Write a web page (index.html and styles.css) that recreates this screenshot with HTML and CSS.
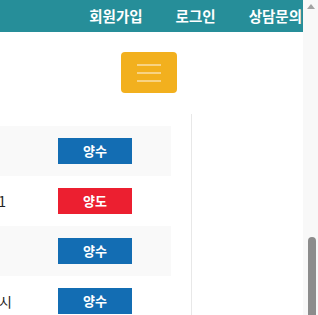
FILE: index.html
```html
<!DOCTYPE html>
<html lang="ko">
<head>
    <meta charset="UTF-8">
    <meta name="viewport" content="width=device-width, initial-scale=1.0">
    <title>양수도 게시판</title>
    <link rel="stylesheet" href="styles.css">
</head>
<body>
    <div class="page">
        <header>
            <nav>
                <a href="#">회원가입</a>
                <a href="#">로그인</a>
                <a href="#">상담문의</a>
            </nav>
        </header>
        <div class="menu-bar">
            <button class="menu-btn" aria-label="메뉴">
                <span></span>
                <span></span>
                <span></span>
            </button>
        </div>
        <div class="content">
            <div class="list">
                <div class="row">
                    <span class="name"></span>
                    <a href="#" class="tag buy">양수</a>
                </div>
                <div class="row">
                    <span class="name short">경기 2021</span>
                    <a href="#" class="tag sell">양도</a>
                </div>
                <div class="row">
                    <span class="name"></span>
                    <a href="#" class="tag buy">양수</a>
                </div>
                <div class="row">
                    <span class="name">대전광역시</span>
                    <a href="#" class="tag buy">양수</a>
                </div>
            </div>
            <div class="side"></div>
        </div>
    </div>
    <div class="scrollbar">
        <div class="arrow"></div>
        <div class="track"></div>
        <div class="thumb"></div>
    </div>
</body>
</html>
```

FILE: styles.css
```css
body {
    margin: 0;
    padding: 0;
    display: flex;
    height: 315px;
    overflow: hidden;
    background: #fff;
    font-family: "Noto Sans CJK KR", "Noto Sans", sans-serif;
}
.page {
    width: 303px;
    overflow: hidden;
}
header {
    height: 32px;
    background-color: #268e99;
}
nav {
    display: flex;
    justify-content: flex-end;
    height: 32px;
    align-items: center;
    padding-right: 1px;
}
nav a {
    color: white;
    text-decoration: none;
    font-size: 14.5px;
    font-weight: bold;
    line-height: 16px;
    margin-left: 33px;
    white-space: nowrap;
}
.menu-bar {
    padding: 20px 0 21px 121px;
}
.menu-btn {
    display: flex;
    flex-direction: column;
    justify-content: center;
    align-items: center;
    gap: 6px;
    width: 56px;
    height: 41px;
    padding: 0;
    border: none;
    border-radius: 4px;
    background-color: #f2b01e;
}
.menu-btn span {
    display: block;
    width: 24px;
    height: 2px;
    background: rgba(255, 255, 255, 0.45);
}
.content {
    display: flex;
    height: 210px;
}
.list {
    width: 171px;
    padding-top: 12px;
}
.row {
    display: flex;
    align-items: center;
    height: 50px;
}
.row:nth-child(odd) {
    background-color: #f9f9f9;
}
.name {
    width: 58px;
    display: flex;
    justify-content: flex-end;
    padding-right: 46px;
    box-sizing: border-box;
    white-space: nowrap;
    font-size: 14px;
    color: #222;
}
.name.short {
    padding-right: 52px;
}
.tag {
    width: 74px;
    height: 26px;
    line-height: 26px;
    text-align: center;
    color: white;
    font-size: 13px;
    font-weight: bold;
    text-decoration: none;
}
.buy {
    background-color: #136db3;
}
.sell {
    background-color: #ec1f30;
}
.side {
    margin-left: 20px;
    border-left: 1px solid #e8e8e8;
    flex: 1;
}
.scrollbar {
    width: 15px;
    background: #f8f8f8;
    display: flex;
    flex-direction: column;
    align-items: center;
}
.arrow {
    margin-top: 4px;
    width: 0;
    height: 0;
    border-left: 4px solid transparent;
    border-right: 4px solid transparent;
    border-bottom: 5px solid #a3a3a3;
}
.track {
    height: 228px;
}
.thumb {
    width: 8px;
    flex: 1;
    margin-left: 2px;
    background: #8c8c8c;
    border-radius: 4px 4px 0 0;
}
```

═══

__WHAT THE EXERCISE ASKS__. Images in the data above are to be skipped. Retype all other material exactly.

__RESPONSE__.
Write a web page (index.html and styles.css) that recreates this screenshot with HTML and CSS.
FILE: index.html
```html
<!DOCTYPE html>
<html lang="ko">
<head>
    <meta charset="UTF-8">
    <meta name="viewport" content="width=device-width, initial-scale=1.0">
    <title>양수도 게시판</title>
    <link rel="stylesheet" href="styles.css">
</head>
<body>
    <div class="page">
        <header>
            <nav>
                <a href="#">회원가입</a>
                <a href="#">로그인</a>
                <a href="#">상담문의</a>
            </nav>
        </header>
        <div class="menu-bar">
            <button class="menu-btn" aria-label="메뉴">
                <span></span>
                <span></span>
                <span></span>
            </button>
        </div>
        <div class="content">
            <div class="list">
                <div class="row">
                    <span class="name"></span>
                    <a href="#" class="tag buy">양수</a>
                </div>
                <div class="row">
                    <span class="name short">경기 2021</span>
                    <a href="#" class="tag sell">양도</a>
                </div>
                <div class="row">
                    <span class="name"></span>
                    <a href="#" class="tag buy">양수</a>
                </div>
                <div class="row">
                    <span class="name">대전광역시</span>
                    <a href="#" class="tag buy">양수</a>
                </div>
            </div>
            <div class="side"></div>
        </div>
    </div>
    <div class="scrollbar">
        <div class="arrow"></div>
        <div class="track"></div>
        <div class="thumb"></div>
    </div>
</body>
</html>
```

FILE: styles.css
```css
body {
    margin: 0;
    padding: 0;
    display: flex;
    height: 315px;
    overflow: hidden;
    background: #fff;
    font-family: "Noto Sans CJK KR", "Noto Sans", sans-serif;
}
.page {
    width: 303px;
    overflow: hidden;
}
header {
    height: 32px;
    background-color: #268e99;
}
nav {
    display: flex;
    justify-content: flex-end;
    height: 32px;
    align-items: center;
    padding-right: 1px;
}
nav a {
    color: white;
    text-decoration: none;
    font-size: 14.5px;
    font-weight: bold;
    line-height: 16px;
    margin-left: 33px;
    white-space: nowrap;
}
.menu-bar {
    padding: 20px 0 21px 121px;
}
.menu-btn {
    display: flex;
    flex-direction: column;
    justify-content: center;
    align-items: center;
    gap: 6px;
    width: 56px;
    height: 41px;
    padding: 0;
    border: none;
    border-radius: 4px;
    background-color: #f2b01e;
}
.menu-btn span {
    display: block;
    width: 24px;
    height: 2px;
    background: rgba(255, 255, 255, 0.45);
}
.content {
    display: flex;
    height: 210px;
}
.list {
    width: 171px;
    padding-top: 12px;
}
.row {
    display: flex;
    align-items: center;
    height: 50px;
}
.row:nth-child(odd) {
    background-color: #f9f9f9;
}
.name {
    width: 58px;
    display: flex;
    justify-content: flex-end;
    padding-right: 46px;
    box-sizing: border-box;
    white-space: nowrap;
    font-size: 14px;
    color: #222;
}
.name.short {
    padding-right: 52px;
}
.tag {
    width: 74px;
    height: 26px;
    line-height: 26px;
    text-align: center;
    color: white;
    font-size: 13px;
    font-weight: bold;
    text-decoration: none;
}
.buy {
    background-color: #136db3;
}
.sell {
    background-color: #ec1f30;
}
.side {
    margin-left: 20px;
    border-left: 1px solid #e8e8e8;
    flex: 1;
}
.scrollbar {
    width: 15px;
    background: #f8f8f8;
    display: flex;
    flex-direction: column;
    align-items: center;
}
.arrow {
    margin-top: 4px;
    width: 0;
    height: 0;
    border-left: 4px solid transparent;
    border-right: 4px solid transparent;
    border-bottom: 5px solid #a3a3a3;
}
.track {
    height: 228px;
}
.thumb {
    width: 8px;
    flex: 1;
    margin-left: 2px;
    background: #8c8c8c;
    border-radius: 4px 4px 0 0;
}
```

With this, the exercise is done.